Hydrocarbons have been considered the most important source of energy, especially in the last 50 years. They account for 80% of the energy used compared to other resources such as wind, water, coal, and nuclear energy. Since oil is a non-renewable resource, maximising production from each known reservoir has become increasingly important for the future. Conventional technology has resulted in significant quantities of unrecovered or undiscovered oil. Due to the challenges and limitations in finding new oil accumulations, researchers are exploring new methods to better develop and unlock the potential of existing challenging reservoirs, known as "Unconventional and Tight Reservoirs."



Most oil fields in Egypt are brown fields where production from high-quality reservoir rocks has steadily declined. Unconventional and tight reservoirs within old giant fields either go unrecognised or have a very low production rate.


Reservoir quality (RQ) is defined by a combination of rock properties that affect hydrocarbon storage and productivity, including hydrocarbon-filled porosity, effective permeability, and pore pressure. Reservoir continuity is an important parameter that reflects reservoir variation and evaluates the quality of oil and gas reservoirs, which plays a significant role in optimising well spacing and assessing reserves. Understanding and developing unconventional and tight reservoirs require special considerations due to their complexity.

Cairo, Egypt. Image by Remon Samuel from Pixabay

As advancements are made in developing regional conventional and unconventional reservoirs, it is crucial to implement innovative and suitable technologies throughout the reservoir's life cycle to improve recovery.
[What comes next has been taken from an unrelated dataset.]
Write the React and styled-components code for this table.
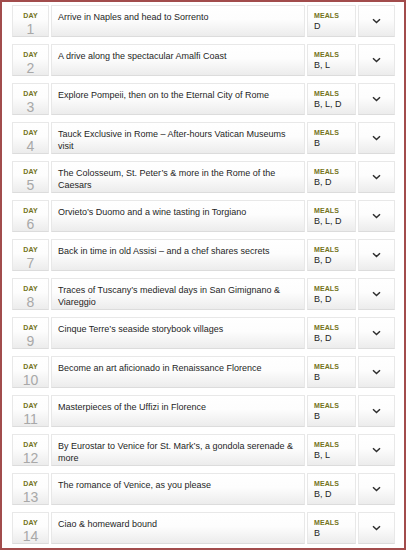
import styled, { createGlobalStyle } from 'styled-components'

const days = [
  { title: 'Arrive in Naples and head to Sorrento', meals: 'D' },
  { title: 'A drive along the spectacular Amalfi Coast', meals: 'B, L' },
  { title: 'Explore Pompeii, then on to the Eternal City of Rome', meals: 'B, L, D' },
  { title: 'Tauck Exclusive in Rome – After-hours Vatican Museums visit', meals: 'B' },
  { title: 'The Colosseum, St. Peter’s & more in the Rome of the Caesars', meals: 'B, D' },
  { title: 'Orvieto’s Duomo and a wine tasting in Torgiano', meals: 'B, L, D' },
  { title: 'Back in time in old Assisi – and a chef shares secrets', meals: 'B, D' },
  { title: 'Traces of Tuscany’s medieval days in San Gimignano & Viareggio', meals: 'B, D' },
  { title: 'Cinque Terre’s seaside storybook villages', meals: 'B, D' },
  { title: 'Become an art aficionado in Renaissance Florence', meals: 'B' },
  { title: 'Masterpieces of the Uffizi in Florence', meals: 'B' },
  { title: 'By Eurostar to Venice for St. Mark’s, a gondola serenade & more', meals: 'B, L' },
  { title: 'The romance of Venice, as you please', meals: 'B, D' },
  { title: 'Ciao & homeward bound', meals: 'B' },
]

const GlobalStyle = createGlobalStyle`
  html, body {
    margin: 0;
    padding: 0;
    background: #fff;
  }
  body {
    font-family: "Liberation Sans", Arial, sans-serif;
  }
`

const Frame = styled.div`
  box-sizing: border-box;
  width: 406px;
  height: 550px;
  border: 2px solid #a24c4c;
  padding: 3px 0 0 10px;
  display: flex;
  flex-direction: column;
  gap: 7px;
  overflow: hidden;
`

const Row = styled.div`
  display: grid;
  grid-template-columns: 37px 254px 49px 37px;
  column-gap: 2px;
  height: 32px;
`

const Cell = styled.div`
  box-sizing: border-box;
  border: 1px solid #e8e8e8;
  border-bottom-color: #dcdcdc;
  background: linear-gradient(#ffffff 0%, #fdfdfd 45%, #ececec 100%);
`

const DayCell = styled(Cell)`
  display: flex;
  flex-direction: column;
  align-items: center;
  padding-top: 6px;
`

const Label = styled.span`
  font-size: 7px;
  line-height: 8px;
  font-weight: bold;
  color: #737320;
  letter-spacing: 0.1px;
`

const DayNum = styled.span`
  font-size: 14px;
  line-height: 14px;
  margin-top: 2px;
  color: #a8a8a8;
`

const TitleCell = styled(Cell)`
  padding: 5px 8px 0 6px;
  font-size: 9px;
  line-height: 12px;
  color: #1e1e1e;
`

const MealsCell = styled(Cell)`
  display: flex;
  flex-direction: column;
  padding: 6px 0 0 6px;
`

const MealsValue = styled.span`
  font-size: 9px;
  line-height: 10px;
  margin-top: 1px;
  color: #1e1e1e;
`

const ToggleCell = styled(Cell)`
  display: flex;
  align-items: center;
  justify-content: center;
`

const Chevron = () => (
  <svg width="9" height="6" viewBox="0 0 9 6">
    <polyline points="1,1.2 4.5,4.5 8,1.2" fill="none" stroke="#2e2e2e" strokeWidth="1.5" />
  </svg>
)

const DayRow = ({ day, title, meals }) => (
  <Row>
    <DayCell>
      <Label>DAY</Label>
      <DayNum>{day}</DayNum>
    </DayCell>
    <TitleCell>{title}</TitleCell>
    <MealsCell>
      <Label>MEALS</Label>
      <MealsValue>{meals}</MealsValue>
    </MealsCell>
    <ToggleCell>
      <Chevron />
    </ToggleCell>
  </Row>
)

const App = () => (
  <>
    <GlobalStyle />
    <Frame>
      {days.map((d, i) => (
        <DayRow key={i} day={i + 1} title={d.title} meals={d.meals} />
      ))}
    </Frame>
  </>
)

export default App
This includes seismic and petrophysical evaluation, assessing associated risks, decision-making processes, evaluating zone potential, calculating reserves, employing new technologies for development, enhancing production, implementing the best enhanced oil recovery (EOR) methods, and conducting economic evaluations. The technical sessions selected for this workshop will cover these approaches, focusing on evaluating and developing the potential of unconventional and tight reservoirs.

Egypt is currently considering a new model for developing unconventional and tight reservoirs to address the deficit in oil production. Service agreement models have been successfully implemented in different fields, resulting in additional oil production with more to come.

Investment in developing brown fields in Egypt will soon present a promising opportunity.

Mahmoud Shawkat
Committee Member
Vice President, Shimco Engineering Consultant (SEC)


“'Information is Power', when we make the right use of available information by field experts, we get closer and closer to our goals which is achieving more production from tight reservoirs. The size and quality of both information and expertise in this workshop will help stakeholders in minimising the circle of uncertainties and reduce efforts to extract more hydrocarbons and improve shareholder returns. SPE workshops are always working towards getting industry experts together in closed loop discussions to support exchange of information and connect all the dots together. I always enjoy being part of this community and hope you take advantage of the same.”